UN officials said the world body is checking whether the allegations reported in the Daily Telegraph are new or already under investigation.
The daily reported on Wednesday that UN staff and peacekeepers in southern Sudan have been accused of sexually abusing children as young as 12.
"We are deeply concerned by press reports of allegations of sexual exploitation and abuse by UN personnel in Juba (in southern Sudan)," said Michele Montas, the spokesperson of new UN chief Ban Ki-moon.
"The UN standard on this issue is clear - zero tolerance, meaning zero complacency and zero impunity," she said.
"In cooperation with the UN Mission in the Sudan (UNMIS), we are looking into the substance of the press reports to determine if the allegations are new or are existing cases already under investigation."
The abuse allegedly started when the UN, which has around 10 000 personnel in the area, moved in two years ago to help reconstruction after the end of a 23-year civil war, the Daily Telegraph reported.
Initial claims of abuse emerged within months of the UN's arrival and an internal report was reportedly compiled on the issue in 2005.
Timing considered 'odd'
Jane Holl Lute, the UN assistant secretary general for peacekeeping operations, said it was "not at all clear" if the allegations in the Daily Telegraph are new.

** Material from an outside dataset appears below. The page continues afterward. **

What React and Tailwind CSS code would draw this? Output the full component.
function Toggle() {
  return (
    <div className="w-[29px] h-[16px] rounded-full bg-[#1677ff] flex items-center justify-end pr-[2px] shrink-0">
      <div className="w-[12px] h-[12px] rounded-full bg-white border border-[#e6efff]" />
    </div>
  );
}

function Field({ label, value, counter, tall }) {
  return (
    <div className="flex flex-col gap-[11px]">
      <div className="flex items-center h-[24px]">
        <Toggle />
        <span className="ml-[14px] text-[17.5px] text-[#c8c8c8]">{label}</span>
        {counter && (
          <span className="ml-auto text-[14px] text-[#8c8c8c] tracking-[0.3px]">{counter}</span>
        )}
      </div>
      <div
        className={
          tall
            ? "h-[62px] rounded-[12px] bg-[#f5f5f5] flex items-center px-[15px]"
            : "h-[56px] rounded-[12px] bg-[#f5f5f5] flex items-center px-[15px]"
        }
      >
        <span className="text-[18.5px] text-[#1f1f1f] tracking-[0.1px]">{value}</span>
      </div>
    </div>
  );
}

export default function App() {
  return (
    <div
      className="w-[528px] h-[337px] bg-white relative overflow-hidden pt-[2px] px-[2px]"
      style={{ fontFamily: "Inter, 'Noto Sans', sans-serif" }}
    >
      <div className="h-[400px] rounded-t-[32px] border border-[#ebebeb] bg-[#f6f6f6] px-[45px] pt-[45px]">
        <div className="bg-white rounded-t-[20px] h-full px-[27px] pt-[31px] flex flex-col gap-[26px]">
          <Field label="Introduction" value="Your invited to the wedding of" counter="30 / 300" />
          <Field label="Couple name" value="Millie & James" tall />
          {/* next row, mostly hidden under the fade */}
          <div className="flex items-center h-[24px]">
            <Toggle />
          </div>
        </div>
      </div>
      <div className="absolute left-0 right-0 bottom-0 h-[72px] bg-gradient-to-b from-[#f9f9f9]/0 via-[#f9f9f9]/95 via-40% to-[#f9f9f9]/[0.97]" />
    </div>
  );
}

Several UN diplomats and officials found the timing of the allegations "odd," she told AFP.
"But we want to get to the bottom of it," Lute said. "We want to find out if these are new allegations or if this is a restatement of cases that are already under investigation."
The United Nations has urged the Sudanese government for several months to allow the deployment of a UN force in its strife-torn western region of Darfur.
Sudan, which has opposed the UN troop deployment, called the allegations "very disturbing."
The report had a "negative effect on the Sudanese who had the idea that the United Nations is present in their country to help bring peace here," Sudanese foreign ministry spokesman Ali Sadek said in Khartoum.
"We reject such behaviour, which seems to accompany UN forces on some of their missions," he added, an apparent reference to similar accusations against peacekeepers in the Democratic Republic of Congo.